Training-free segmentation with diffusion models (Sun et al., 5 Sep 2024)
Remote sensing segmentation with enhanced boundary precision (Wang et al., 2 Jul 2025)
Long-term consistent 3D semantic mapping in robotics and SLAM (Sun et al., 2018, Li et al., 23 Jan 2024)
Semi-supervised high-resolution mapping with mesh-based representations (Rosu et al., 2019)

Key impacts include substatial increases in segmentation accuracy (mIoU, F1, boundary scores), improved map consistency over time, and robustness to dynamic environments and sparse observations.

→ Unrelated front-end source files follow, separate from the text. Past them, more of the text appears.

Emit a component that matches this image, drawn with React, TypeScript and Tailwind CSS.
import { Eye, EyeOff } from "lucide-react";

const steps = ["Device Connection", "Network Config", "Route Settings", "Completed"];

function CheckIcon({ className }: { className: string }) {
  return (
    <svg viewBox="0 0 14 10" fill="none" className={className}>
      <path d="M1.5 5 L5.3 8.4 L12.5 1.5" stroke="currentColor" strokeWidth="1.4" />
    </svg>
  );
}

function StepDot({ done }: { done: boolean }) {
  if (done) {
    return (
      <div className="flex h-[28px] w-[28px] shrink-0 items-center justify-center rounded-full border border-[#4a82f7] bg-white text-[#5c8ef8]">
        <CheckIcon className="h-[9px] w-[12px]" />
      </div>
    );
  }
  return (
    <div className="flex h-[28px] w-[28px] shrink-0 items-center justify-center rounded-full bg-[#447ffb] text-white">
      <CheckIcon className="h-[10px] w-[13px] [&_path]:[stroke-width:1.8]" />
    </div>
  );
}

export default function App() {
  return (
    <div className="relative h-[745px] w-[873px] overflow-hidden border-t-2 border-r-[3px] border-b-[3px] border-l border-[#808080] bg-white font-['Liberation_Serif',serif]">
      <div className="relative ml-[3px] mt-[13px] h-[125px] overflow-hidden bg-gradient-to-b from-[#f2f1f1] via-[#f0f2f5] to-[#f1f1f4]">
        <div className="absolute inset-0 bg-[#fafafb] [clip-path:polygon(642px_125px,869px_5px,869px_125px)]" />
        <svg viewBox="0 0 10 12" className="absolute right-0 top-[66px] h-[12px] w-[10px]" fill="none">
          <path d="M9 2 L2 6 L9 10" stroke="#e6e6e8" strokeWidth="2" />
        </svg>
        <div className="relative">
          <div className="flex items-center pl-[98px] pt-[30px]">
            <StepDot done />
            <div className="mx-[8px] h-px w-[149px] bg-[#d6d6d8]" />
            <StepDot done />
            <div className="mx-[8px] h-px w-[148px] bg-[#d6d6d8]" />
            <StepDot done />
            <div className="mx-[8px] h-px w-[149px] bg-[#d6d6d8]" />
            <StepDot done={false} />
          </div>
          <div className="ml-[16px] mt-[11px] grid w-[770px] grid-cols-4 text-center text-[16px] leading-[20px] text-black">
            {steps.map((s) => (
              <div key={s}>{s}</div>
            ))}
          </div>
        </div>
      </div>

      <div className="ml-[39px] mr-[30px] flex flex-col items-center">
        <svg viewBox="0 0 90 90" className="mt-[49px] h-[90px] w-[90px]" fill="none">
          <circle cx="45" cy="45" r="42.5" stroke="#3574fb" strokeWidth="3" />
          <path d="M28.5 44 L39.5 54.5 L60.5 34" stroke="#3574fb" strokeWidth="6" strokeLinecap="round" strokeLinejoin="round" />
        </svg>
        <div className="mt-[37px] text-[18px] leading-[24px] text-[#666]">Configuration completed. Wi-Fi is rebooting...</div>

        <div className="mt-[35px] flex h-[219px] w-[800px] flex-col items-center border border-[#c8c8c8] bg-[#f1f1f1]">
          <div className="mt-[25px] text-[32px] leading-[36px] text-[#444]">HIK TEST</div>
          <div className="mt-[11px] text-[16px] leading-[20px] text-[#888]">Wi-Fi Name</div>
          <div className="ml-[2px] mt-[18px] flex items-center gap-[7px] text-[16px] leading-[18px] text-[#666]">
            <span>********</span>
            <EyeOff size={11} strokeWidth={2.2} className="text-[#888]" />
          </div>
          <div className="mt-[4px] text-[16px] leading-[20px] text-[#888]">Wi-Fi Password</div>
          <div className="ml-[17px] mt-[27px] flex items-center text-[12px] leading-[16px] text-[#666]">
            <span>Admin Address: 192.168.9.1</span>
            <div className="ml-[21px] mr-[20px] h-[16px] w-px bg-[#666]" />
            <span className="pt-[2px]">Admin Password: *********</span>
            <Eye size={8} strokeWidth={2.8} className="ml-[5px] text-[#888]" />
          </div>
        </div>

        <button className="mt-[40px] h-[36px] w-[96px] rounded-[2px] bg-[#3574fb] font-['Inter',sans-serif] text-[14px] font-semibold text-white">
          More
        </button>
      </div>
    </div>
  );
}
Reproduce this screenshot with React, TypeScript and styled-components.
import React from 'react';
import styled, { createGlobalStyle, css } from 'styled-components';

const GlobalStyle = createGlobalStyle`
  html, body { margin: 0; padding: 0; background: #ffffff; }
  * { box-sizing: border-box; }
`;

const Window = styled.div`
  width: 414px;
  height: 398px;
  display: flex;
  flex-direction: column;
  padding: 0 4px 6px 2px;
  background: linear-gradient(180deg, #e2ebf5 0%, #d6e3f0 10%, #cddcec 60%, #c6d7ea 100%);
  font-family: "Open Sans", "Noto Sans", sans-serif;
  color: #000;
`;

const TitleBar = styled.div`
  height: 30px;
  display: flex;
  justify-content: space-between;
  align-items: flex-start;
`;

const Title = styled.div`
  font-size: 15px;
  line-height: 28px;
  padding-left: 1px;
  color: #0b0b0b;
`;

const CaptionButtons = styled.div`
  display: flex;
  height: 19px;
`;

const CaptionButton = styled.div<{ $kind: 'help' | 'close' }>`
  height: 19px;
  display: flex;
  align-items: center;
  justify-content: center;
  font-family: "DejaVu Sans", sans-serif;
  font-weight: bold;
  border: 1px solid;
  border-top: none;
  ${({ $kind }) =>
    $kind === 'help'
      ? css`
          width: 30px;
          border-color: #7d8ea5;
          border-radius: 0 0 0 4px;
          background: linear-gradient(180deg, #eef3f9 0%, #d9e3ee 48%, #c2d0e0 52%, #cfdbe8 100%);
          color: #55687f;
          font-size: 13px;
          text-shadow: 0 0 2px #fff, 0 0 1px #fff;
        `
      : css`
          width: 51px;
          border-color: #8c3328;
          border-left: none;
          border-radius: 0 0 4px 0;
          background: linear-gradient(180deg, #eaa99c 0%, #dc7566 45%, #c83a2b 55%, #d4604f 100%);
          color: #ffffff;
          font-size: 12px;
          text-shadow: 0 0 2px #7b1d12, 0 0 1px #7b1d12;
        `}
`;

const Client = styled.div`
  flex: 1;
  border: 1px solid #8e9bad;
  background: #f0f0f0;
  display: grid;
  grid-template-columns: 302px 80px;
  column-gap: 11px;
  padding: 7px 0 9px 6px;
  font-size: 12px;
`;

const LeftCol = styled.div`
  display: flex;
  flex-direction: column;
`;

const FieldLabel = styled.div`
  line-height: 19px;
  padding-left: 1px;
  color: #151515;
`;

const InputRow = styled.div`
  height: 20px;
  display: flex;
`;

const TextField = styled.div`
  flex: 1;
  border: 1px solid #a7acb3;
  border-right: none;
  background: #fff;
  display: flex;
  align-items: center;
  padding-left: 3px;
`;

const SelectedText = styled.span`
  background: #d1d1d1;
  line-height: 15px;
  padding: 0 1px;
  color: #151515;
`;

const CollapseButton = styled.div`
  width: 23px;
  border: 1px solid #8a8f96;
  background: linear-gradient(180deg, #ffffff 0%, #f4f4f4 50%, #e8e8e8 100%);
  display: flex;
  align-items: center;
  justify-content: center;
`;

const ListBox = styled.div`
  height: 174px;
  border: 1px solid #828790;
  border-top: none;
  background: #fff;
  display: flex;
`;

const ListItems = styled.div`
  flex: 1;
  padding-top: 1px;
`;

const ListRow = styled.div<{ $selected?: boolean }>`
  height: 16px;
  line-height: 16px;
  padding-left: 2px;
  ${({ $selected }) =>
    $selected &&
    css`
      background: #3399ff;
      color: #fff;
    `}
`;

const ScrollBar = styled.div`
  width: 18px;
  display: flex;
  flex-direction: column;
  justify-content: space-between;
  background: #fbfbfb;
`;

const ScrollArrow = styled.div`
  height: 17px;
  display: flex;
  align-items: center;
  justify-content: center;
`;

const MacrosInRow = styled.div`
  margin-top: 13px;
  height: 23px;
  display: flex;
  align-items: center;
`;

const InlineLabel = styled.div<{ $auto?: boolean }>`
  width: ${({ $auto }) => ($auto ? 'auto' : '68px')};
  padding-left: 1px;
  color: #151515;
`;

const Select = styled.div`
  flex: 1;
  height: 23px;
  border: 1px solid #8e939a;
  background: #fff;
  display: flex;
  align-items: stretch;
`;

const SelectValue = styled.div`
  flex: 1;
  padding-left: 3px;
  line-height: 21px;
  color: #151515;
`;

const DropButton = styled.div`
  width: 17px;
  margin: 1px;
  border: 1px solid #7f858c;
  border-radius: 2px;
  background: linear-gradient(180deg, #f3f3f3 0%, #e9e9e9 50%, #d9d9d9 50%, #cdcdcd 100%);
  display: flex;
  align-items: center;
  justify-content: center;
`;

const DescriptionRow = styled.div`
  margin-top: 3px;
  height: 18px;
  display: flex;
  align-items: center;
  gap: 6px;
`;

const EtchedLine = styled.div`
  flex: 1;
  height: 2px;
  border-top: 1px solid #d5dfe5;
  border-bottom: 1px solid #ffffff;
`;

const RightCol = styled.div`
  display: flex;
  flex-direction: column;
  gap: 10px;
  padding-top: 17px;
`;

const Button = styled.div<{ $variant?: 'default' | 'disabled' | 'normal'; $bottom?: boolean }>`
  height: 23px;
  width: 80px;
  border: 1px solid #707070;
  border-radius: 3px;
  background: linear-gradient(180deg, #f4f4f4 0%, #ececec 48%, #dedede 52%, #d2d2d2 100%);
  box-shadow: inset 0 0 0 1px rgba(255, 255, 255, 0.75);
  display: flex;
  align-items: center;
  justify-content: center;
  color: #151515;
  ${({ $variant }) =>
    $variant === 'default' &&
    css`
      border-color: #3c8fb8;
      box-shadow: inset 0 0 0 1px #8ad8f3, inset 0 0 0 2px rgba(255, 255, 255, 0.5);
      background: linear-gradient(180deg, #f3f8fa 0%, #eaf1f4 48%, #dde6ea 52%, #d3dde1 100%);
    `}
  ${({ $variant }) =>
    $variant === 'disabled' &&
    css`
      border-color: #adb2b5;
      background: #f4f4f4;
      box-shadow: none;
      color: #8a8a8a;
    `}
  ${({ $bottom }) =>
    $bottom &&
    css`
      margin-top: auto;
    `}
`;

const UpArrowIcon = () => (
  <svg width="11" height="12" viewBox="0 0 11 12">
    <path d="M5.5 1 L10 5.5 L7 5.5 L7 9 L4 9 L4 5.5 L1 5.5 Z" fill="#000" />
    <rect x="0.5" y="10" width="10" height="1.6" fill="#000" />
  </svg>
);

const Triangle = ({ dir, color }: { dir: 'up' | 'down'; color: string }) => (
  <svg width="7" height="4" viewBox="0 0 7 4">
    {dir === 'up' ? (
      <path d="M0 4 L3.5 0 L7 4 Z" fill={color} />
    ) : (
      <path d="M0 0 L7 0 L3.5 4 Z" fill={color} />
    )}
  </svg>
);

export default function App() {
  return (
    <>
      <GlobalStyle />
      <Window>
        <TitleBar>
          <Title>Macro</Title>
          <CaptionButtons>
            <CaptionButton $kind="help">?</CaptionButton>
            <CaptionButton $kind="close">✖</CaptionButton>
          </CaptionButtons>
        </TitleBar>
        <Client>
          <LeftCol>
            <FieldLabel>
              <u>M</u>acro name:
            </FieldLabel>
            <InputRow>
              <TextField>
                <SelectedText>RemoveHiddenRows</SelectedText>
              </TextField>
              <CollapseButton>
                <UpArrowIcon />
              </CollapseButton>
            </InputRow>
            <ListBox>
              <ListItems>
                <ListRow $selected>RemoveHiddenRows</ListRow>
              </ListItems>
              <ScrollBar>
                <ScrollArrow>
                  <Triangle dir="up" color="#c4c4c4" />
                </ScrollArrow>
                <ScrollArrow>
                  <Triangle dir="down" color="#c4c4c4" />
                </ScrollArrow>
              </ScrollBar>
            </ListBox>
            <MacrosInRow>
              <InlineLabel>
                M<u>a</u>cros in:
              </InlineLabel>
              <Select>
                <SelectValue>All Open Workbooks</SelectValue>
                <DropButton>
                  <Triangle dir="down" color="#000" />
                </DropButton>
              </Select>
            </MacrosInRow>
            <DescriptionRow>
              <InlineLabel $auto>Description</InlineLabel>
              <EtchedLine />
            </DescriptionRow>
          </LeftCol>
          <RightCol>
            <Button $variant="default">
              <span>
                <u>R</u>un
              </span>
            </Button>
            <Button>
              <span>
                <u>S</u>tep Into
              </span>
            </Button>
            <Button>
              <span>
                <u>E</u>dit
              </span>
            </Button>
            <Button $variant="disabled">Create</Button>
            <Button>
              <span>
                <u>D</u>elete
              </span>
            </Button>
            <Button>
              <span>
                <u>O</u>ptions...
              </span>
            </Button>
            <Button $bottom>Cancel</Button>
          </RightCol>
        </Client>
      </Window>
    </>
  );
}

7. Limitations and Future Directions

Limitations include:

High computational and memory requirements for large maps or many refinement steps (noted for ConvLSTM at large scales, up to $O(T\cdot H\cdot W\cdot L\cdot K^2)$ in (Li et al., 23 Jan 2024))
Restriction to per-category or object-class semantics; extension to full panoptic or volumetric scenes remains an open direction (Li et al., 23 Jan 2024)
No explicit loop-closure or global drift correction in some frameworks
Occasional marginal gains with continued iteration beyond the first cycle (plateauing shown in (Rosu et al., 2019))
Practical deployment requires careful balance between resolution, memory, and computational cost (Rosu et al., 2019, Sun et al., 2018)

A plausible implication is that future ISMR systems will integrate hierarchical memory, multi-scale refinement, and dynamic object handling to address scale and generalization challenges across diverse domains.